Sunday, October 12, 2008

Some Interesting Info About Carbon Footprints

There is lots of talk these days about carbon footprints. In simple terms a carbon foot print is the amount of carbon dioxide and other greenhouse gases that get put into the atmosphere when the goods are made, shipped and stored, and then used by consumers.

The not fun news is that the U.S. emits the equivalent of about 118 pounds of carbon dioxide per resident every day. Annually that’s nearly 20 metric tons per American – about FIVE times the number per citizen of the world at large. Yikes! So we really have some things we can change and I hope we all do - one step at a time.

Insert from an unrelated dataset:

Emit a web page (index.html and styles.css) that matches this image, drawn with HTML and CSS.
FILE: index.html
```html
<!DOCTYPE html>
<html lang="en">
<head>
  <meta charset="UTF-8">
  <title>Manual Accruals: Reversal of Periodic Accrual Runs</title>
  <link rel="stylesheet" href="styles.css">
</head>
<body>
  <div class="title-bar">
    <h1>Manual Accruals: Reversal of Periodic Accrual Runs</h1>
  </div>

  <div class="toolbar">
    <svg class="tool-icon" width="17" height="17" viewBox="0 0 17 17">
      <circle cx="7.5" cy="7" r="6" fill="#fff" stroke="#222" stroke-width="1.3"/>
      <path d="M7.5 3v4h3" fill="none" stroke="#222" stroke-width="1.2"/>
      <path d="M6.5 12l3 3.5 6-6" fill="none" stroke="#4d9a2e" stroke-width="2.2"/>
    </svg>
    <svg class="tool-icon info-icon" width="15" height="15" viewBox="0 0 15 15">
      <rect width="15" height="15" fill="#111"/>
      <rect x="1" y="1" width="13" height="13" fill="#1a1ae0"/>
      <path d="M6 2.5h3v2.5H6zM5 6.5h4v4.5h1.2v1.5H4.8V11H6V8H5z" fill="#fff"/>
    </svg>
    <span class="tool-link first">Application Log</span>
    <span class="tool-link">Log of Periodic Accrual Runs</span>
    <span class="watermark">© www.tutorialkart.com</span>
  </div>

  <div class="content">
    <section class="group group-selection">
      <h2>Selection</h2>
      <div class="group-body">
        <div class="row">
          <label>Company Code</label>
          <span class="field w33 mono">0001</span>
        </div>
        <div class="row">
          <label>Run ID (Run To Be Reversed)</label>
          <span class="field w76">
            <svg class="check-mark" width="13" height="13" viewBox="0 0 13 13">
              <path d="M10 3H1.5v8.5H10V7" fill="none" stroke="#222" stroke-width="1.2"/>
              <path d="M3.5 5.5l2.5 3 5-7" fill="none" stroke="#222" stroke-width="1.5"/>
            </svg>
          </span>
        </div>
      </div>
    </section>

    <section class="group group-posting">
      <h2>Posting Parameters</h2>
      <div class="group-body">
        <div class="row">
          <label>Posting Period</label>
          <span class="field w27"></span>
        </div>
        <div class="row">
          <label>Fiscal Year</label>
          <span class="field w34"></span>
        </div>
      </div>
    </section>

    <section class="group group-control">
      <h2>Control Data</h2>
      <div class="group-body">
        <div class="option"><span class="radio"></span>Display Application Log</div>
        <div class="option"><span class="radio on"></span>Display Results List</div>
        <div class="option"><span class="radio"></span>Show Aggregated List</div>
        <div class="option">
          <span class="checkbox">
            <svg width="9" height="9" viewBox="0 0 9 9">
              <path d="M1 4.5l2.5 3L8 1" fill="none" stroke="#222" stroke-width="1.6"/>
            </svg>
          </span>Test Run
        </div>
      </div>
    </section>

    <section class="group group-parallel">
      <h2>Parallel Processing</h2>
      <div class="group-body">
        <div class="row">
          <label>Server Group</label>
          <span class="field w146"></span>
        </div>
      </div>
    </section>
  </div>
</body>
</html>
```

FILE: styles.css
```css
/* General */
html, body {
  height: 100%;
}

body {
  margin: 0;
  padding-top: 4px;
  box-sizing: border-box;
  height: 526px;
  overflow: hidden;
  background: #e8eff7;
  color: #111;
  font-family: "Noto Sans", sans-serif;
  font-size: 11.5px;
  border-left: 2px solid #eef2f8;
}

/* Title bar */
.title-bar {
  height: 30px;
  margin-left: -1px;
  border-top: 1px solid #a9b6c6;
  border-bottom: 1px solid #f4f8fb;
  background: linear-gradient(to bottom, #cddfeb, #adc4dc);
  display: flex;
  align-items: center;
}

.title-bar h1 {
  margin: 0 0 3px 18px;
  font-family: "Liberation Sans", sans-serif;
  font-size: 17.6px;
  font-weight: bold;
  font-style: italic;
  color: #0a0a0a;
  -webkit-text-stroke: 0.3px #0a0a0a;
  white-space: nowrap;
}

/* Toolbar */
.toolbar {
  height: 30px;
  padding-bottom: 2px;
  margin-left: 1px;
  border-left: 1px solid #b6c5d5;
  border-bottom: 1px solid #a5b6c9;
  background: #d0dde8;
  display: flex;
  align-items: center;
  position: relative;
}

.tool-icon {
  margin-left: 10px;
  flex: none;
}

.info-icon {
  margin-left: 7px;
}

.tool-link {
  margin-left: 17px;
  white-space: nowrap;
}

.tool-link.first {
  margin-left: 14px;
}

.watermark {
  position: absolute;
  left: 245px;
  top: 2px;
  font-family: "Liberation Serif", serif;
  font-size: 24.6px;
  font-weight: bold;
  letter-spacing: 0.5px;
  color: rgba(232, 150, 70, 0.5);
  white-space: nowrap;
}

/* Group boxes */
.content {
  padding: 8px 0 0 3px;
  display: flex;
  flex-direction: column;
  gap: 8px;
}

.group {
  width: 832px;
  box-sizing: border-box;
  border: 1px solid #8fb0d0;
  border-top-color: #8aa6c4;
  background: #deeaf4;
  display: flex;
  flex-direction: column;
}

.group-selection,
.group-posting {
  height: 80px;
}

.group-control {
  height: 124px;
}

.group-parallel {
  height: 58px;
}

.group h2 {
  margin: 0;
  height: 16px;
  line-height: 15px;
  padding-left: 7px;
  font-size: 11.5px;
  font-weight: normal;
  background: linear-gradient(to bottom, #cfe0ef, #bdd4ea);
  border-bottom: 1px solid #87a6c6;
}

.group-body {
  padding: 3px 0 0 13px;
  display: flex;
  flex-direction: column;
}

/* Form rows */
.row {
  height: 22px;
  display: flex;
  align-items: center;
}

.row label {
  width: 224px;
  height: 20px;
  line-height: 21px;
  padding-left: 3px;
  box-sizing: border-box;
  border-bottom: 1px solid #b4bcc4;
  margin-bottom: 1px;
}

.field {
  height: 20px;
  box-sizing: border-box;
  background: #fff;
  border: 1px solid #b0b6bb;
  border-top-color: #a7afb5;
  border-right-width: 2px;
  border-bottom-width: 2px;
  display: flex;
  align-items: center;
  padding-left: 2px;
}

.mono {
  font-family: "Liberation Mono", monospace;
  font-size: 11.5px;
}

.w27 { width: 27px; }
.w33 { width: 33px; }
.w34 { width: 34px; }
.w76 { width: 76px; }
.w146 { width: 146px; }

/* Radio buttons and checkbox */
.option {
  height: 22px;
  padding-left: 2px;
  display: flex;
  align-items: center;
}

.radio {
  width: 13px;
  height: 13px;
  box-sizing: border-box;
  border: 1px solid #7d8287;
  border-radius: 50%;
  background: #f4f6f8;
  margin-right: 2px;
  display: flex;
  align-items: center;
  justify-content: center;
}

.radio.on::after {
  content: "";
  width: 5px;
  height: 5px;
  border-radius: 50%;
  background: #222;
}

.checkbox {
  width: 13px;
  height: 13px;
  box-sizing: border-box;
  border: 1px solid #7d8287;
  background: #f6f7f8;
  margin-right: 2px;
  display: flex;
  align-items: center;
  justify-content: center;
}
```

The little bit of trivia (but not to be considered trivial!) about carbon footprints came from the good old Wall Street Journal last Monday. It’s the measure of six products and six carbon footprints. So here goes: Fleece Jacket – 60 pounds; Laundry detergent – 31 pounds; Boot – 121 pounds; Organic Milk – 7.2 pounds; Car – 97,000 pounds and last but not least – Fat Tire beer – 7 pounds. Without writing a three page blog, I can’t provide you will all the details of how the author measured the emissions but I can tell you he (Jeffery Ball) did his homework. Just one example of how thorough he was is his breakdown of laundry detergent. He based it on a 1.5 liter bottle, 20 loads per bottle and 9.9 pounds of laundry per load. Included in his measurement were making, using, transporting, storing and disposal of the package. It may seem like too much information but the more we know in simple, plain old English, the easier it will be for all of us to make simple changes.

The entire subject of carbon footprints fascinates me so this article was a great find. I can feel guilt free about drinking organic milk and will think twice about buying another pair of boots. All in all, articles like this are raising my consciousness one thought at a time.